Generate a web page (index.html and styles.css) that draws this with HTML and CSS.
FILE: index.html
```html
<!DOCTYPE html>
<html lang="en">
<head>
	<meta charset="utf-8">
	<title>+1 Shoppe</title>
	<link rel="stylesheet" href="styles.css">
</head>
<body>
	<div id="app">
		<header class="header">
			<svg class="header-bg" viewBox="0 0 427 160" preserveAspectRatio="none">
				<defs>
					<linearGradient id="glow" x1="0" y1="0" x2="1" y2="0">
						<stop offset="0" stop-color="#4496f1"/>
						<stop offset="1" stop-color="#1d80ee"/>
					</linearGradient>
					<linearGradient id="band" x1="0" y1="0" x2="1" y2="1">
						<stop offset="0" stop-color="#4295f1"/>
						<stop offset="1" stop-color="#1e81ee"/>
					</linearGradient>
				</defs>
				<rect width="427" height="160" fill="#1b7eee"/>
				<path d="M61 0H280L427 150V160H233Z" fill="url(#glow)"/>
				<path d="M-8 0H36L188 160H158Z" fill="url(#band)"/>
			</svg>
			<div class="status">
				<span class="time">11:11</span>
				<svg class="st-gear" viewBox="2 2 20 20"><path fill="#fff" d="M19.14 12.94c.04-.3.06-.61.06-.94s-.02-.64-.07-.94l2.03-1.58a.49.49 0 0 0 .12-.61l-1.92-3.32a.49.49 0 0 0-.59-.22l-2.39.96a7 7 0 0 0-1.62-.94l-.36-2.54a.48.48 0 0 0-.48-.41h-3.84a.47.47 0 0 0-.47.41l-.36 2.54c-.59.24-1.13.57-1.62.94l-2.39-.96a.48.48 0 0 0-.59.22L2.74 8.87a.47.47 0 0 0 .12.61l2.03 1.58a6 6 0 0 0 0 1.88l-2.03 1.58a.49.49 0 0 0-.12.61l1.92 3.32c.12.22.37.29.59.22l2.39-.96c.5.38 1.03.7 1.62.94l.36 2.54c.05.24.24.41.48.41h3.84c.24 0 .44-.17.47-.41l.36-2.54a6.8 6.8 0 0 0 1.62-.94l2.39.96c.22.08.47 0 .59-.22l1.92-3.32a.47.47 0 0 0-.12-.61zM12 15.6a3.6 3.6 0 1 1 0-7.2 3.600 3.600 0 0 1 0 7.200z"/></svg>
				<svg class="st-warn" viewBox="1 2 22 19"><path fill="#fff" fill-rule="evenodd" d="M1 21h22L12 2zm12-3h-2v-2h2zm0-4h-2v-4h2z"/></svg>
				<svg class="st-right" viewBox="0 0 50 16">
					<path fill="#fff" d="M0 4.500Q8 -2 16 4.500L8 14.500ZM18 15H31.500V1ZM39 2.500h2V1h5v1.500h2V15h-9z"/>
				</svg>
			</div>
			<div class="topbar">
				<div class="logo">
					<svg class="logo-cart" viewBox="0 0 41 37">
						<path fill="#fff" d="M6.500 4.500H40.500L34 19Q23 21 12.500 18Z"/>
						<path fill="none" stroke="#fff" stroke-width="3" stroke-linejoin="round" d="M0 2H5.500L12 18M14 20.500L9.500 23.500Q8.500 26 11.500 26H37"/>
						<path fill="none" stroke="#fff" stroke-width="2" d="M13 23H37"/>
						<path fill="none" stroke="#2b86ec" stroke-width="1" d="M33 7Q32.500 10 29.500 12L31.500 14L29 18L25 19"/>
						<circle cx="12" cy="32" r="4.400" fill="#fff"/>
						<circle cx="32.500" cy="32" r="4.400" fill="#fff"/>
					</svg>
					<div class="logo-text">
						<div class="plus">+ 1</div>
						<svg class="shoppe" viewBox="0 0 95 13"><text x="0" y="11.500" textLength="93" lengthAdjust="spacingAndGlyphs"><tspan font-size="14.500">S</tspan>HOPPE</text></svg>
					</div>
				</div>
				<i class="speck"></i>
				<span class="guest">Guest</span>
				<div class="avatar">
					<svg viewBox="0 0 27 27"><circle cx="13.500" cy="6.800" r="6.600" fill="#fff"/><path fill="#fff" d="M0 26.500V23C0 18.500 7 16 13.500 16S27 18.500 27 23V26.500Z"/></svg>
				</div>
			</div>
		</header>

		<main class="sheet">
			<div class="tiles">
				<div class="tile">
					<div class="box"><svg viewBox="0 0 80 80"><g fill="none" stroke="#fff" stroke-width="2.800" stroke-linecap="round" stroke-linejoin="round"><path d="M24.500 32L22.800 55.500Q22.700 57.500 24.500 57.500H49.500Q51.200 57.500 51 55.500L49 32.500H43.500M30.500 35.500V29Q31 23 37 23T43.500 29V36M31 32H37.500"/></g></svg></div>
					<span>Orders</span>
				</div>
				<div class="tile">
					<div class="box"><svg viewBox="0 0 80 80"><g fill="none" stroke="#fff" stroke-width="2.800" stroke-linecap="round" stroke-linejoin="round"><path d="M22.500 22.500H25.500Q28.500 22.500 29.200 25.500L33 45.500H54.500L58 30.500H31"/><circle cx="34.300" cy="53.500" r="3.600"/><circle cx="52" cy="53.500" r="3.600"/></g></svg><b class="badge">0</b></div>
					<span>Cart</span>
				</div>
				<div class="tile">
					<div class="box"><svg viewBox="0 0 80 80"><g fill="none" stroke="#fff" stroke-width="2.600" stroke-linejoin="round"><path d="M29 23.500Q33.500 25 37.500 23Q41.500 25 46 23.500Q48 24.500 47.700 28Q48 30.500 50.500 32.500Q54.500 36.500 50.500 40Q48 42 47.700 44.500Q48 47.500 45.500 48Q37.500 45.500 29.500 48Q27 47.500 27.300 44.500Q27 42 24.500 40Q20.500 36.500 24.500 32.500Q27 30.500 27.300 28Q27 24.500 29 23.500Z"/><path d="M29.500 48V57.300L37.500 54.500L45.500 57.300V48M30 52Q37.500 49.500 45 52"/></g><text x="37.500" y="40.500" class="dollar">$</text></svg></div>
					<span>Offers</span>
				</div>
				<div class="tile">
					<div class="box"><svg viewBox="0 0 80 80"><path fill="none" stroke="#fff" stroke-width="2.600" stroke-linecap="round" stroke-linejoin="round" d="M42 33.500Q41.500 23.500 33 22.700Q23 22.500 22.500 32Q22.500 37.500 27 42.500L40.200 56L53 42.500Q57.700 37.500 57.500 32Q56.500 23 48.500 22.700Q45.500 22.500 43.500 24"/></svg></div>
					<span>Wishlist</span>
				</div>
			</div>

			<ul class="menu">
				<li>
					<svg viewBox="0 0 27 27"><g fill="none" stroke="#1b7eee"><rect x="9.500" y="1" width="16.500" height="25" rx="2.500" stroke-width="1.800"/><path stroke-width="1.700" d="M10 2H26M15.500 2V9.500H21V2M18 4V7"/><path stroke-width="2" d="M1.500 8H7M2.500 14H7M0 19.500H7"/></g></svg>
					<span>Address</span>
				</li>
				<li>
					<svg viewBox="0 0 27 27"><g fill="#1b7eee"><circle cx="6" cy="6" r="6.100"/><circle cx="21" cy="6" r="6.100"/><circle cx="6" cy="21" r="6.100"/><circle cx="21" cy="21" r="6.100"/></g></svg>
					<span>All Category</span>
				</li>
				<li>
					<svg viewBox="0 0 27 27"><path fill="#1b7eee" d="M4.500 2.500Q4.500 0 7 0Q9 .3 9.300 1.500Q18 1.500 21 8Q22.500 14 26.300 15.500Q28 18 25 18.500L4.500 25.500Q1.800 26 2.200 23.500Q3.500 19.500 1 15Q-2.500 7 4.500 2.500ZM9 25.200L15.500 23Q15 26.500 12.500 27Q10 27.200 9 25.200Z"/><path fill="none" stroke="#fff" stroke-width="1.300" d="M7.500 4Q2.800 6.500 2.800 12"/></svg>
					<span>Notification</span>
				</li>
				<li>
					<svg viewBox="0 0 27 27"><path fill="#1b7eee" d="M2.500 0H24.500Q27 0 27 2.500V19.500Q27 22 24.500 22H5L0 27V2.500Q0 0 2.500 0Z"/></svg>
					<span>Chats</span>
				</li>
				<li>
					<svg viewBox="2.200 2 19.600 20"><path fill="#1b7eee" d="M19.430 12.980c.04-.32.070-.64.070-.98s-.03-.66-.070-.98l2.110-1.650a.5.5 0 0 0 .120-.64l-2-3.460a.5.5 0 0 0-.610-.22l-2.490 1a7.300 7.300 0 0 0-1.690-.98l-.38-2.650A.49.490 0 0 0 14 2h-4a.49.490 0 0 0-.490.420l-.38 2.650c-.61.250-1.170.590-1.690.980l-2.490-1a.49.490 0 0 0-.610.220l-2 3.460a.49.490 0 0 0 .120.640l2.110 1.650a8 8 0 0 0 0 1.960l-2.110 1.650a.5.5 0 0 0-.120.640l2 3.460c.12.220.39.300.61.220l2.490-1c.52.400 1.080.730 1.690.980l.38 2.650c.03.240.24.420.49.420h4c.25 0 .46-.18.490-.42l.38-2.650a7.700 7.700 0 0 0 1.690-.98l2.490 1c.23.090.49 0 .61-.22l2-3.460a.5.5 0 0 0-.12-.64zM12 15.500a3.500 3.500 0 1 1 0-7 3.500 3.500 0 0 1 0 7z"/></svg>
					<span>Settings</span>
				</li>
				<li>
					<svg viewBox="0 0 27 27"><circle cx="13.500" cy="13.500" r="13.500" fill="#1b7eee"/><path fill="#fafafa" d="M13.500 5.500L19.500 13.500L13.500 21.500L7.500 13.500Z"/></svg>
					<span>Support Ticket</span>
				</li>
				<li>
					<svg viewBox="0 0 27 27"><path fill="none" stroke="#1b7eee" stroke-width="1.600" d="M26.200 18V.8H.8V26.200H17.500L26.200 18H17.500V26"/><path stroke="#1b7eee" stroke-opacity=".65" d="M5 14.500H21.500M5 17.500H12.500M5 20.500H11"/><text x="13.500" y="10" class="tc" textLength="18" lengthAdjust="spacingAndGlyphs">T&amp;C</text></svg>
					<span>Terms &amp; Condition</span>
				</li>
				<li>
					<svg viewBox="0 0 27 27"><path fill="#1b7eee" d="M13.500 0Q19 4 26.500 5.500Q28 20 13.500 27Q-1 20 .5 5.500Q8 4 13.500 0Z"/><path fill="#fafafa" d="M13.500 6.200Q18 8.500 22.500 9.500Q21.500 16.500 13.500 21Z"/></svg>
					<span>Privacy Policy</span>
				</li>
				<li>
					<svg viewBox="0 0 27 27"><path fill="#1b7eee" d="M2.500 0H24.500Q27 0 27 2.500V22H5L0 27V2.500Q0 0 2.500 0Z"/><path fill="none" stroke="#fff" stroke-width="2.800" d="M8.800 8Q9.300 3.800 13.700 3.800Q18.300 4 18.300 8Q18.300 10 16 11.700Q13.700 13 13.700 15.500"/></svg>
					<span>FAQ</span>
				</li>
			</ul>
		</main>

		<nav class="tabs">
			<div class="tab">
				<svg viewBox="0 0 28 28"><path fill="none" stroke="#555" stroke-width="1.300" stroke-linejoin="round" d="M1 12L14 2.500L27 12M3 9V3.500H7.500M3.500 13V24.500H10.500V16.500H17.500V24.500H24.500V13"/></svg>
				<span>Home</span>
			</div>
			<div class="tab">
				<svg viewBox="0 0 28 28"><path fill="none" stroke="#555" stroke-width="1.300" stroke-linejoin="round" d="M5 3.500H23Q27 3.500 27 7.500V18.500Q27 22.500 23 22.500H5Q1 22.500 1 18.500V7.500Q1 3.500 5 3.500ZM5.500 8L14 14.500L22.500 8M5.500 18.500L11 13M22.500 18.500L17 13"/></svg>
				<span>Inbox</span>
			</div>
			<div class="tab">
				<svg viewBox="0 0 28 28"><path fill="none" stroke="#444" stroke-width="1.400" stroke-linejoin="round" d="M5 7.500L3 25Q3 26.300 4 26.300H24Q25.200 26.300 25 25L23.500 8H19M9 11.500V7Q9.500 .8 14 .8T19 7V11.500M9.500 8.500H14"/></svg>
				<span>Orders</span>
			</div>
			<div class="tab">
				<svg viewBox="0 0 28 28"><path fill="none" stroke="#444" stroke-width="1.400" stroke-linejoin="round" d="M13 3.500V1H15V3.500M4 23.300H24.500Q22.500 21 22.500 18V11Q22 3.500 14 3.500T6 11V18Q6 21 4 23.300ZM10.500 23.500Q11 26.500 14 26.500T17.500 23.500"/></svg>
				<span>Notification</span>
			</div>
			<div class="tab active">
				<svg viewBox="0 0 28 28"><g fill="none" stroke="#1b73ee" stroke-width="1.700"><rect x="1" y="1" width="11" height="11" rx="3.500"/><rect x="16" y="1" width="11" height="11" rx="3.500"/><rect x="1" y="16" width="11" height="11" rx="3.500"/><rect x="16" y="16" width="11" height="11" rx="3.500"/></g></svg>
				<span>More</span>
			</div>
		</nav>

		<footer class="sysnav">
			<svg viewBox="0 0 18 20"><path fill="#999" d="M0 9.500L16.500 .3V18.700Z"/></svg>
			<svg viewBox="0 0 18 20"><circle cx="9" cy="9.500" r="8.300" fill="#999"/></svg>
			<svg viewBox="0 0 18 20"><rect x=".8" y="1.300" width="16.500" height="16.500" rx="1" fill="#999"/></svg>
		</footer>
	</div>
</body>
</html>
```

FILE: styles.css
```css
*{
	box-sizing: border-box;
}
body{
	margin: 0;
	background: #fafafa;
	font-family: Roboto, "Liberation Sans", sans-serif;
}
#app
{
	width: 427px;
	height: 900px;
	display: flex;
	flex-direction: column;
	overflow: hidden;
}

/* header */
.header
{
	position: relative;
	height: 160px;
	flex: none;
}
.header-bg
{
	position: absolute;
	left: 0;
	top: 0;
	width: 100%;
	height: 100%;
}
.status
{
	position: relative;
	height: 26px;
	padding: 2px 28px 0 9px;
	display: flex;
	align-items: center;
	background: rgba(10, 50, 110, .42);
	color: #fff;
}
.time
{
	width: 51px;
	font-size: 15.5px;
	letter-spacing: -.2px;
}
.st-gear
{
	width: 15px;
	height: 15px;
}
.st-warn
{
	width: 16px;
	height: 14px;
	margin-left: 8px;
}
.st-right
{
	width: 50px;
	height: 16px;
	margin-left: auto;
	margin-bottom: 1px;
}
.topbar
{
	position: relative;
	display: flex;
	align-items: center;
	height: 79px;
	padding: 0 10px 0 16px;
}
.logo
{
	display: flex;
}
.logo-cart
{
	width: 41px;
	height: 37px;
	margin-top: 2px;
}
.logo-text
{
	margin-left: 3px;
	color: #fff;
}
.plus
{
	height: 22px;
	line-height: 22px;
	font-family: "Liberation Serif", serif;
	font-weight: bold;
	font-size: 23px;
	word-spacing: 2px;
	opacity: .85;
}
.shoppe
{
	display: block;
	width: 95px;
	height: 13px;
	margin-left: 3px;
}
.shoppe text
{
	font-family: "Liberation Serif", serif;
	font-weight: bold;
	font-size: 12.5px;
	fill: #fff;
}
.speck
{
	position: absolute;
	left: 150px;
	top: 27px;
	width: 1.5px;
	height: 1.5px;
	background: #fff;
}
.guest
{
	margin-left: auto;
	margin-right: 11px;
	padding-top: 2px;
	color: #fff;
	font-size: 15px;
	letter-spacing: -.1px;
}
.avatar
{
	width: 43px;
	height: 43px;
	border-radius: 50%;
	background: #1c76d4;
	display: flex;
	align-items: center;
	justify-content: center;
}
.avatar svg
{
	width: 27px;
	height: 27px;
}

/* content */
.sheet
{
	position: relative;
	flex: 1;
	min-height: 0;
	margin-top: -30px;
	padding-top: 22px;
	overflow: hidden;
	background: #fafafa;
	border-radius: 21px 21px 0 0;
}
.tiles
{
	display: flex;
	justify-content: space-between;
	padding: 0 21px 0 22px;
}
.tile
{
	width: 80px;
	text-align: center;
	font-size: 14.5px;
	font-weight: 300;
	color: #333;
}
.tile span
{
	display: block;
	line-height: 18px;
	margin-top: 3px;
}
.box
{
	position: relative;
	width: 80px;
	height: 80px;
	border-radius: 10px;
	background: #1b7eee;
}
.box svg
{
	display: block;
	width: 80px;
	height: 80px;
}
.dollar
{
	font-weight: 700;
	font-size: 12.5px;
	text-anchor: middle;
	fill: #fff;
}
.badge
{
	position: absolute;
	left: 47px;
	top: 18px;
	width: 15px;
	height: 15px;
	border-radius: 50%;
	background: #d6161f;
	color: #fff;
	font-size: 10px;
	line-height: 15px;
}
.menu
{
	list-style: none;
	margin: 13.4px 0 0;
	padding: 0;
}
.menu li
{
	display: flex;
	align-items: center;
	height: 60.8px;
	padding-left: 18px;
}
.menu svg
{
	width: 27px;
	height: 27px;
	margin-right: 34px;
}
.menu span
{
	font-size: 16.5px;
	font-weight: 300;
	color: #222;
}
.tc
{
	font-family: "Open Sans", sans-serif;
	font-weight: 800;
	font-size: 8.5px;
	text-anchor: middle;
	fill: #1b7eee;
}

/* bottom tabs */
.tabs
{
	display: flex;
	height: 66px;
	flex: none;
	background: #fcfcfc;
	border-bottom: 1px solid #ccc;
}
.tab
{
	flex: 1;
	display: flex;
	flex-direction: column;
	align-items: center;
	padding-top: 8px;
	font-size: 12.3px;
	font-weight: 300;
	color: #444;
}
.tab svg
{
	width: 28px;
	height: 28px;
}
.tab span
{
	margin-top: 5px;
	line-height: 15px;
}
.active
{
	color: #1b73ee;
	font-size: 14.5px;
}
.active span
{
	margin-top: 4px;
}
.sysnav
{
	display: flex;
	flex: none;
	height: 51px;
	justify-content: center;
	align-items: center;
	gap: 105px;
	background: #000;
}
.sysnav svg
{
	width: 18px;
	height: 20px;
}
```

● ● ● ●

▶ **WORK TO BE COMPLETED**
Tally the lines of the preceding listing in which the word "index" appears; state nothing but the total.

▶ **RESPONSE TO THIS TASK**
2